每次寄信,都要这么把邮票拼凑着用,因为美国一天到晚老涨邮资。
二十多年前,中国大陆,往外埠寄一封信八分钱,往本地寄一封信四分钱。有一天,全国邮费全面涨价,一下儿飙升到外埠两毛。那时候还不像现在,常涨也就把人给涨疲了。猛然间寄封信要多贴一倍还多的邮票,哪有不想办法的道理?立时全国上下招数层出不穷,而且当我多年以后跟来自祖国四面八方的朋友交流,竟然发现,各族各地区人民的方法都差不多,这在没有互联网的当年简直是个奇迹。
其中最被广泛使用的方法,是在贴好的邮票上面涂上胶水或者蜡。这样一来,邮戳就不会在邮票上面留下永久的痕迹。对方收到邮件之后,把粘有邮票那一小角给剪下来,放在水里泡软,把邮票从信封上揭下来,就可以反复使用了。

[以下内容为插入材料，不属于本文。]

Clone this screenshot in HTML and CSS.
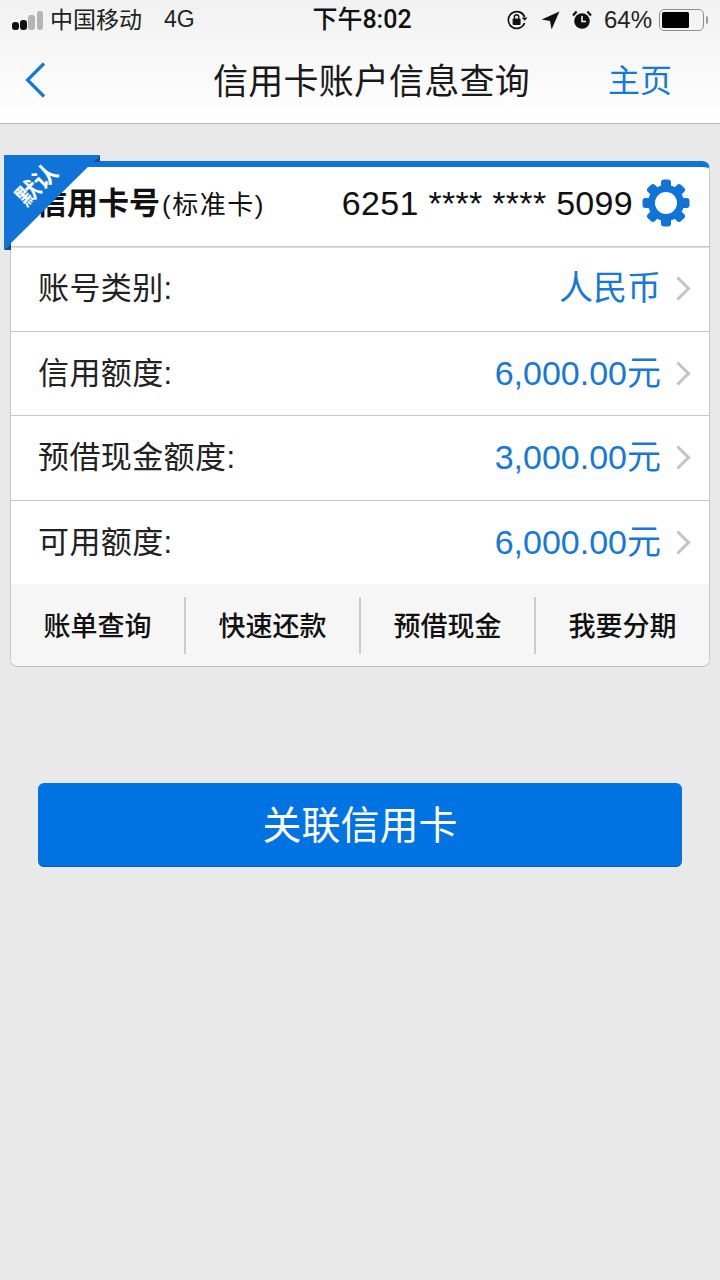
FILE: index.html
```html
<!DOCTYPE html>
<html lang="zh-CN">
<head>
  <meta charset="UTF-8">
  <meta name="viewport" content="width=device-width, initial-scale=1.0">
  <title>信用卡账户信息查询</title>
  <link rel="stylesheet" href="styles.css">
</head>
<body>
  <div class="header">
    <div class="status-bar">
      <div class="status-left">
        <div class="signal">
          <span class="dot on"></span>
          <span class="dot on"></span>
          <span class="dot"></span>
          <span class="dot"></span>
        </div>
        <span class="carrier">中国移动</span>
        <span class="network">4G</span>
      </div>
      <div class="status-time">下午8:02</div>
      <div class="status-right">
        <svg class="icon-lock" width="22" height="22" viewBox="0 0 22 22">
          <path d="M18.6 8A8.4 8.4 0 1 0 18.6 14" fill="none" stroke="#111" stroke-width="1.7"/>
          <path d="M15.6 8.4h6l-3 3.4z" fill="#111"/>
          <rect x="6.6" y="9.6" width="8" height="6.4" rx="1" fill="#111"/>
          <path d="M8.4 9.800V8a2.2 2.2 0 0 1 4.4 0v1.800" fill="none" stroke="#111" stroke-width="1.4"/>
        </svg>
        <svg class="icon-arrow" width="19" height="19" viewBox="0 0 19 19">
          <path d="M18.4 0.6 0.6 8.4 9 10 10.6 18.4z" fill="#111"/>
        </svg>
        <svg class="icon-alarm" width="20" height="20" viewBox="0 0 20 20">
          <circle cx="10" cy="11" r="7.8" fill="#111"/>
          <path d="M10 6v5.4h4" fill="none" stroke="#fff" stroke-width="1.5"/>
          <path d="M1 5.4 4.6 1.6M19 5.4 15.4 1.6" stroke="#111" stroke-width="2.2"/>
        </svg>
        <span class="battery-text">64%</span>
        <div class="battery"><div class="battery-level"></div></div>
        <div class="battery-cap"></div>
      </div>
    </div>
    <div class="nav-bar">
      <svg class="back" width="24" height="38" viewBox="0 0 24 38">
        <path d="M20 2.500 3.500 19 20 35.500" fill="none" stroke="#1878d8" stroke-width="3.200"/>
      </svg>
      <div class="nav-title">信用卡账户信息查询</div>
      <div class="nav-home">主页</div>
    </div>
  </div>

  <div class="card-wrap">
    <div class="ribbon">
      <div class="ribbon-shape"></div>
      <div class="ribbon-fold top"></div>
      <div class="ribbon-fold bottom"></div>
      <div class="ribbon-text">默认</div>
    </div>
    <div class="card">
      <div class="card-head">
        <div class="card-name">信用卡号<span class="card-type">(标准卡)</span></div>
        <div class="card-number">6251 **** **** 5099</div>
        <svg class="gear" width="48" height="48" viewBox="0 0 48 48">
          <g fill="#0f73d8">
            <rect x="19" y="0.500" width="10" height="47" rx="3"/>
            <rect x="19" y="0.500" width="10" height="47" rx="3" transform="rotate(45 24 24)"/>
            <rect x="19" y="0.500" width="10" height="47" rx="3" transform="rotate(90 24 24)"/>
            <rect x="19" y="0.500" width="10" height="47" rx="3" transform="rotate(135 24 24)"/>
          </g>
          <circle cx="24" cy="24" r="18" fill="#0f73d8"/>
          <circle cx="24" cy="24" r="11" fill="#fff"/>
        </svg>
      </div>
      <div class="row">
        <div class="row-label">账号类别:</div>
        <div class="row-value">人民币</div>
        <div class="chevron"></div>
      </div>
      <div class="row">
        <div class="row-label">信用额度:</div>
        <div class="row-value">6,000.00元</div>
        <div class="chevron"></div>
      </div>
      <div class="row">
        <div class="row-label">预借现金额度:</div>
        <div class="row-value">3,000.00元</div>
        <div class="chevron"></div>
      </div>
      <div class="row last">
        <div class="row-label">可用额度:</div>
        <div class="row-value">6,000.00元</div>
        <div class="chevron"></div>
      </div>
      <div class="actions">
        <div class="action">账单查询</div>
        <div class="action">快速还款</div>
        <div class="action">预借现金</div>
        <div class="action">我要分期</div>
      </div>
    </div>
  </div>

  <button class="link-button">关联信用卡</button>
</body>
</html>
```

FILE: styles.css
```css
* {
  margin: 0;
  padding: 0;
  box-sizing: border-box;
}

body {
  width: 720px;
  min-height: 1280px;
  background: #e9e9e9;
  font-family: "Liberation Sans", "Noto Sans CJK SC", sans-serif;
  color: #111;
}

.header {
  height: 124px;
  background: linear-gradient(180deg, #f1f1f1 0%, #ffffff 100%);
  border-bottom: 1px solid #b9b9b9;
}

.status-bar {
  height: 40px;
  display: flex;
  align-items: center;
  justify-content: space-between;
  position: relative;
  padding: 0 12px 0 12px;
  font-size: 23px;
  color: #222;
}

.status-left,
.status-right {
  display: flex;
  align-items: center;
}

.signal {
  display: flex;
  align-items: flex-end;
  gap: 1.700px;
  margin-right: 7px;
}

.dot {
  width: 6.500px;
  border-radius: 3px;
  background: #b4b4b4;
}

.dot:nth-child(1) { height: 8px; }
.dot:nth-child(2) { height: 10px; }
.dot:nth-child(3) { height: 15px; }
.dot:nth-child(4) { height: 19px; }
.dot.on { background: #111; }

.carrier {
  margin-bottom: 4px;
}

.network {
  margin-left: 22px;
  margin-bottom: 1px;
}

.status-time {
  position: absolute;
  left: 0;
  right: 0;
  top: 4px;
  text-align: center;
  font-family: Roboto, "Noto Sans CJK SC", sans-serif;
  font-size: 25px;
  font-weight: 500;
  line-height: 32px;
  padding-left: 4px;
  color: #111;
}

.status-right svg {
  margin-right: 11px;
}

.status-right .icon-arrow {
  margin-left: 2px;
  margin-right: 12px;
}

.battery-text {
  font-size: 24px;
  margin-left: 1px;
  margin-right: 7px;
}

.battery {
  width: 45px;
  height: 22px;
  border: 1.500px solid #8e8e8e;
  border-radius: 5px;
  padding: 2px;
}

.battery-level {
  width: 27px;
  height: 100%;
  background: #000;
  border-radius: 1.500px;
}

.battery-cap {
  width: 2px;
  height: 8px;
  margin-left: 2px;
  background: #9a9a9a;
  border-radius: 0 2px 2px 0;
}

.nav-bar {
  height: 83px;
  position: relative;
  display: flex;
  align-items: center;
  justify-content: center;
}

.back {
  position: absolute;
  left: 24px;
  top: 21px;
}

.nav-title {
  font-size: 35px;
  color: #1a1a1a;
  margin-left: 23px;
  margin-bottom: 6px;
  letter-spacing: 0.200px;
}

.nav-home {
  position: absolute;
  right: 48px;
  top: 15px;
  font-size: 32px;
  color: #1878d8;
}

.card-wrap {
  position: relative;
  padding: 37px 10px 0 10px;
}

.ribbon {
  position: absolute;
  left: 4px;
  top: 31px;
  width: 96px;
  height: 95px;
}

.ribbon-shape {
  width: 100%;
  height: 100%;
  background: #0f73d8;
  clip-path: polygon(0 0, 100% 0, 0 100%);
}

.ribbon-fold {
  position: absolute;
  width: 7px;
  height: 7px;
  background: #0a4f9c;
  clip-path: polygon(100% 0, 100% 100%, 0 100%);
}

.ribbon-fold.top {
  right: 0;
  top: 0;
}

.ribbon-fold.bottom {
  left: 0;
  bottom: 0;
}

.ribbon-text {
  position: absolute;
  left: 1px;
  top: 11px;
  width: 60px;
  text-align: center;
  font-size: 24px;
  font-weight: 700;
  color: #fff;
  letter-spacing: -0.500px;
  transform: rotate(-45deg);
}

.card {
  background: #fff;
  border: 1px solid #c8c8c8;
  border-top: 6px solid #0f73d8;
  border-bottom-color: #bdbdbd;
  border-radius: 8px;
  height: 506px;
  overflow: hidden;
}

.card-head {
  height: 80px;
  display: flex;
  align-items: center;
  padding: 0 19px 0 25px;
  border-bottom: 1px solid #cacaca;
  box-shadow: 0 1px 0 #dedede;
}

.card-name {
  font-size: 31px;
  font-weight: 700;
  white-space: nowrap;
  margin-bottom: 12px;
}

.card-type {
  font-size: 26px;
  font-weight: 400;
  margin-left: 2px;
  letter-spacing: 1.500px;
}

.card-number {
  margin-left: auto;
  font-size: 34px;
  letter-spacing: 0.300px;
  white-space: nowrap;
  margin-bottom: 6px;
}

.gear {
  margin-left: 9px;
  margin-bottom: 7px;
  flex: none;
}

.row {
  height: 84.600px;
  display: flex;
  align-items: center;
  padding: 0 17px 0 27px;
  border-bottom: 1px solid #c8c8c8;
}

.row.last {
  height: 83px;
  border-bottom: none;
}

.row-label {
  font-size: 31px;
  letter-spacing: 0.400px;
  color: #222;
  margin-bottom: 6px;
}

.row-value {
  margin-left: auto;
  font-size: 34px;
  color: #1878d8;
  margin-bottom: 6px;
}

.chevron {
  width: 17px;
  height: 17px;
  margin: 0 5px 0 9px;
  border-top: 3px solid #c4c4c4;
  border-right: 3px solid #c4c4c4;
  transform: rotate(45deg);
}

.actions {
  height: 83px;
  display: flex;
  align-items: center;
  background: #f6f6f6;
}

.action {
  flex: 1;
  height: 57px;
  padding-bottom: 1px;
  display: flex;
  align-items: center;
  justify-content: center;
  font-size: 27px;
  font-weight: 500;
  color: #111;
  border-right: 2px solid #cccccc;
}

.action:last-child {
  border-right: none;
}

.link-button {
  display: block;
  width: 644px;
  height: 84px;
  margin: 116px 0 0 38px;
  padding-bottom: 6px;
  background: #0073e3;
  border: none;
  border-bottom: 1px solid #0a5fb4;
  border-radius: 6px;
  color: #fff;
  font-family: inherit;
  font-size: 39px;
}
```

当然了,还有些更聪明的,干脆用牙膏而不是胶水来贴邮票,这样就更方便了。
久而久之,邮局的工作人员也都提高了警惕,在每张邮票上盖四个以上的黑戳,下狠力气,跟钢印打的差不多。
要说这件事儿,老百姓有点儿理亏,因为人民不应当损害国家的利益。不过从另外一方面看,要是换了今天,或者换了有钱的人,谁会那么干?还不够麻烦的呢!
穷嘛。
所以这永远都不是一个单层面的问题。
周末,跟一位朋友聊起来大陆父母送孩子回国让祖父母带的事情,我对此是个坚决的反对派,说:“因为送回去太容易了,太方便了,我们的父母又总是很乐意帮助我们。A matter of convenience就是我的结论。”
朋友说:“还因为大陆的父母拿签证太艰难了。要是他们也能常来常往,一签就签个十年多次往返,随便呆这儿帮忙带孩子,还犯得着生离死别的吗?”
我本来想接一句,讨论一下为什么美国给大陆的签证就那么紧,可是最终还是放弃了这个念头。朋友说得有道理,而且更关键的,是他提醒了我,学习看一种无奈后面的多层关系。有的时候,我们会为了类似的问题就道德就情感争得面红耳赤,可是被讨论现象的当事人恐怕完全没有工夫考虑这诸多的理论。想再多,也解决不了实际问题。
以前常去七零坛的时候,正赶上三十没立老兄送他的一个孩子回国。我先是劝了劝,让他忍住了别送。等他真送了,我只能很虚无地抱了抱他,因为负他那个轭的不是我,在他那些我并不了解的理由和隐忍面前,我又能说什么?